:: Exercise brief ::
Give back the full material, exactly as it reads.
++++ Information shown ++++
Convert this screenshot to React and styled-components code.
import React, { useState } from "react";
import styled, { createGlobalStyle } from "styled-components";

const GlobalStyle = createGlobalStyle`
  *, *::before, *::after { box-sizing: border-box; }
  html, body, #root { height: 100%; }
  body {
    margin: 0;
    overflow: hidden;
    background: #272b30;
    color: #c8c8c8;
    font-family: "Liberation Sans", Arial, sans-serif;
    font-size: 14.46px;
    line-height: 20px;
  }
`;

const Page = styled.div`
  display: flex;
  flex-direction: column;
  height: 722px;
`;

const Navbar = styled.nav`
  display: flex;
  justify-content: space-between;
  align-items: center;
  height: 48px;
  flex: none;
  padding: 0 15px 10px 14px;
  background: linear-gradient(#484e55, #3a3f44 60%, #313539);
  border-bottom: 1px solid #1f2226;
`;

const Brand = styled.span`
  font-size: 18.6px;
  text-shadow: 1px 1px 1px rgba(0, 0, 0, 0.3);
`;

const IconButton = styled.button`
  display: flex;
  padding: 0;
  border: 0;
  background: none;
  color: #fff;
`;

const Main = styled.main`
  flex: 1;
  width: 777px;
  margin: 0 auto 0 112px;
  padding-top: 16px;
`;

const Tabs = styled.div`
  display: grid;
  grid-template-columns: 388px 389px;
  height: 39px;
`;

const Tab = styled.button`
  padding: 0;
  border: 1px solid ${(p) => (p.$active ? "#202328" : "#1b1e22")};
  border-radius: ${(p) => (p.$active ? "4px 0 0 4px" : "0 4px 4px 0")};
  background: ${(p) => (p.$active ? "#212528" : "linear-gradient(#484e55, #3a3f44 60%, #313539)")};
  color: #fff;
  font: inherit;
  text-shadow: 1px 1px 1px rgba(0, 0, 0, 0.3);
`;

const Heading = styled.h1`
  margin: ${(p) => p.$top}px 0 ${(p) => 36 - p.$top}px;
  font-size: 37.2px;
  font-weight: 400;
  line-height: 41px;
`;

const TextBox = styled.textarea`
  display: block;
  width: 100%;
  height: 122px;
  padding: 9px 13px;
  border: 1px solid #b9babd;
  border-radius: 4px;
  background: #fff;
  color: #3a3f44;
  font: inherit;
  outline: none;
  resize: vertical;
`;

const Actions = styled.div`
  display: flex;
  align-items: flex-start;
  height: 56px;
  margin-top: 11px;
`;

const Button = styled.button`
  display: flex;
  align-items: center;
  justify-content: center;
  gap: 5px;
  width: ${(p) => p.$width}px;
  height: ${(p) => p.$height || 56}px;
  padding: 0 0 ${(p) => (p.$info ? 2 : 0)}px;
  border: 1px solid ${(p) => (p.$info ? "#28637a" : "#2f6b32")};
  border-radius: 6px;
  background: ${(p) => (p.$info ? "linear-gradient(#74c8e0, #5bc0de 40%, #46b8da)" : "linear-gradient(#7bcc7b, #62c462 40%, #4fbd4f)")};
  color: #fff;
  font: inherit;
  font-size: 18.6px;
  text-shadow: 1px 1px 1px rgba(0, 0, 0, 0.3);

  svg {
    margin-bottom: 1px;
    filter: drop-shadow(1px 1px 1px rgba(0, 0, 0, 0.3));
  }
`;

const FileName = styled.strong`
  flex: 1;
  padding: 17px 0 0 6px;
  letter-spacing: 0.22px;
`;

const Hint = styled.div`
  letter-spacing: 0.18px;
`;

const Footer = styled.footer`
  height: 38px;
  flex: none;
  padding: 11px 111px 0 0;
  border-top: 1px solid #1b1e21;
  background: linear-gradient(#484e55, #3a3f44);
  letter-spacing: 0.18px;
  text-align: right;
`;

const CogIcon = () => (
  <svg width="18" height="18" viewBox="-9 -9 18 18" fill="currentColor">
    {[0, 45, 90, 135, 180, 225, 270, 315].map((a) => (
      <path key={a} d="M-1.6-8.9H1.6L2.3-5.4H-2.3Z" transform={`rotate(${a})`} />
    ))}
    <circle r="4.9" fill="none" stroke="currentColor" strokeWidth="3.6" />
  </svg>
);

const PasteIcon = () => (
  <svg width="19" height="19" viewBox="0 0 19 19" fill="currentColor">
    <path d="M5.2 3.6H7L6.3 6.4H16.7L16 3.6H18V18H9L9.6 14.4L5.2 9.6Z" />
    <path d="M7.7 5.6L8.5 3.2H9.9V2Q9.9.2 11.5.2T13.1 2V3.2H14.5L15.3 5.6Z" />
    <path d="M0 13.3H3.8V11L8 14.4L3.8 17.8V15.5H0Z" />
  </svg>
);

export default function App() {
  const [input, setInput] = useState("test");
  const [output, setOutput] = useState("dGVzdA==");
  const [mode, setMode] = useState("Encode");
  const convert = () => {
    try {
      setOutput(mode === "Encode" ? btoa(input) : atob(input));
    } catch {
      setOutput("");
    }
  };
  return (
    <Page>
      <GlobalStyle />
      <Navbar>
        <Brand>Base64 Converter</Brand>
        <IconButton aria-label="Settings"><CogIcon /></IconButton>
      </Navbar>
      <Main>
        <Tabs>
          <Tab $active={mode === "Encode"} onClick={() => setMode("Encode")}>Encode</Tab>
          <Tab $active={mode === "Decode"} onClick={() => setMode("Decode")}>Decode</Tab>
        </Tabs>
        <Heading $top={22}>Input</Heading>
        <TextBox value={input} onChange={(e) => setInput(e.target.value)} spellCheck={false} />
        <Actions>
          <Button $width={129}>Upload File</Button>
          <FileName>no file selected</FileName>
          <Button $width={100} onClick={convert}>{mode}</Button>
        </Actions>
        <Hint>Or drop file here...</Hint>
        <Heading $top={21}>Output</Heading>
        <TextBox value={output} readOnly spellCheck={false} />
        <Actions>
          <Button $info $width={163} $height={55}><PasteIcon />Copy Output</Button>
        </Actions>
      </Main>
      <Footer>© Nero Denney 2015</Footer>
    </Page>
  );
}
++++
:: Right answer ::
Convert this screenshot to React and styled-components code.
import React, { useState } from "react";
import styled, { createGlobalStyle } from "styled-components";

const GlobalStyle = createGlobalStyle`
  *, *::before, *::after { box-sizing: border-box; }
  html, body, #root { height: 100%; }
  body {
    margin: 0;
    overflow: hidden;
    background: #272b30;
    color: #c8c8c8;
    font-family: "Liberation Sans", Arial, sans-serif;
    font-size: 14.46px;
    line-height: 20px;
  }
`;

const Page = styled.div`
  display: flex;
  flex-direction: column;
  height: 722px;
`;

const Navbar = styled.nav`
  display: flex;
  justify-content: space-between;
  align-items: center;
  height: 48px;
  flex: none;
  padding: 0 15px 10px 14px;
  background: linear-gradient(#484e55, #3a3f44 60%, #313539);
  border-bottom: 1px solid #1f2226;
`;

const Brand = styled.span`
  font-size: 18.6px;
  text-shadow: 1px 1px 1px rgba(0, 0, 0, 0.3);
`;

const IconButton = styled.button`
  display: flex;
  padding: 0;
  border: 0;
  background: none;
  color: #fff;
`;

const Main = styled.main`
  flex: 1;
  width: 777px;
  margin: 0 auto 0 112px;
  padding-top: 16px;
`;

const Tabs = styled.div`
  display: grid;
  grid-template-columns: 388px 389px;
  height: 39px;
`;

const Tab = styled.button`
  padding: 0;
  border: 1px solid ${(p) => (p.$active ? "#202328" : "#1b1e22")};
  border-radius: ${(p) => (p.$active ? "4px 0 0 4px" : "0 4px 4px 0")};
  background: ${(p) => (p.$active ? "#212528" : "linear-gradient(#484e55, #3a3f44 60%, #313539)")};
  color: #fff;
  font: inherit;
  text-shadow: 1px 1px 1px rgba(0, 0, 0, 0.3);
`;

const Heading = styled.h1`
  margin: ${(p) => p.$top}px 0 ${(p) => 36 - p.$top}px;
  font-size: 37.2px;
  font-weight: 400;
  line-height: 41px;
`;

const TextBox = styled.textarea`
  display: block;
  width: 100%;
  height: 122px;
  padding: 9px 13px;
  border: 1px solid #b9babd;
  border-radius: 4px;
  background: #fff;
  color: #3a3f44;
  font: inherit;
  outline: none;
  resize: vertical;
`;

const Actions = styled.div`
  display: flex;
  align-items: flex-start;
  height: 56px;
  margin-top: 11px;
`;

const Button = styled.button`
  display: flex;
  align-items: center;
  justify-content: center;
  gap: 5px;
  width: ${(p) => p.$width}px;
  height: ${(p) => p.$height || 56}px;
  padding: 0 0 ${(p) => (p.$info ? 2 : 0)}px;
  border: 1px solid ${(p) => (p.$info ? "#28637a" : "#2f6b32")};
  border-radius: 6px;
  background: ${(p) => (p.$info ? "linear-gradient(#74c8e0, #5bc0de 40%, #46b8da)" : "linear-gradient(#7bcc7b, #62c462 40%, #4fbd4f)")};
  color: #fff;
  font: inherit;
  font-size: 18.6px;
  text-shadow: 1px 1px 1px rgba(0, 0, 0, 0.3);

  svg {
    margin-bottom: 1px;
    filter: drop-shadow(1px 1px 1px rgba(0, 0, 0, 0.3));
  }
`;

const FileName = styled.strong`
  flex: 1;
  padding: 17px 0 0 6px;
  letter-spacing: 0.22px;
`;

const Hint = styled.div`
  letter-spacing: 0.18px;
`;

const Footer = styled.footer`
  height: 38px;
  flex: none;
  padding: 11px 111px 0 0;
  border-top: 1px solid #1b1e21;
  background: linear-gradient(#484e55, #3a3f44);
  letter-spacing: 0.18px;
  text-align: right;
`;

const CogIcon = () => (
  <svg width="18" height="18" viewBox="-9 -9 18 18" fill="currentColor">
    {[0, 45, 90, 135, 180, 225, 270, 315].map((a) => (
      <path key={a} d="M-1.6-8.9H1.6L2.3-5.4H-2.3Z" transform={`rotate(${a})`} />
    ))}
    <circle r="4.9" fill="none" stroke="currentColor" strokeWidth="3.6" />
  </svg>
);

const PasteIcon = () => (
  <svg width="19" height="19" viewBox="0 0 19 19" fill="currentColor">
    <path d="M5.2 3.6H7L6.3 6.4H16.7L16 3.6H18V18H9L9.6 14.4L5.2 9.6Z" />
    <path d="M7.7 5.6L8.5 3.2H9.9V2Q9.9.2 11.5.2T13.1 2V3.2H14.5L15.3 5.6Z" />
    <path d="M0 13.3H3.8V11L8 14.4L3.8 17.8V15.5H0Z" />
  </svg>
);

export default function App() {
  const [input, setInput] = useState("test");
  const [output, setOutput] = useState("dGVzdA==");
  const [mode, setMode] = useState("Encode");
  const convert = () => {
    try {
      setOutput(mode === "Encode" ? btoa(input) : atob(input));
    } catch {
      setOutput("");
    }
  };
  return (
    <Page>
      <GlobalStyle />
      <Navbar>
        <Brand>Base64 Converter</Brand>
        <IconButton aria-label="Settings"><CogIcon /></IconButton>
      </Navbar>
      <Main>
        <Tabs>
          <Tab $active={mode === "Encode"} onClick={() => setMode("Encode")}>Encode</Tab>
          <Tab $active={mode === "Decode"} onClick={() => setMode("Decode")}>Decode</Tab>
        </Tabs>
        <Heading $top={22}>Input</Heading>
        <TextBox value={input} onChange={(e) => setInput(e.target.value)} spellCheck={false} />
        <Actions>
          <Button $width={129}>Upload File</Button>
          <FileName>no file selected</FileName>
          <Button $width={100} onClick={convert}>{mode}</Button>
        </Actions>
        <Hint>Or drop file here...</Hint>
        <Heading $top={21}>Output</Heading>
        <TextBox value={output} readOnly spellCheck={false} />
        <Actions>
          <Button $info $width={163} $height={55}><PasteIcon />Copy Output</Button>
        </Actions>
      </Main>
      <Footer>© Nero Denney 2015</Footer>
    </Page>
  );
}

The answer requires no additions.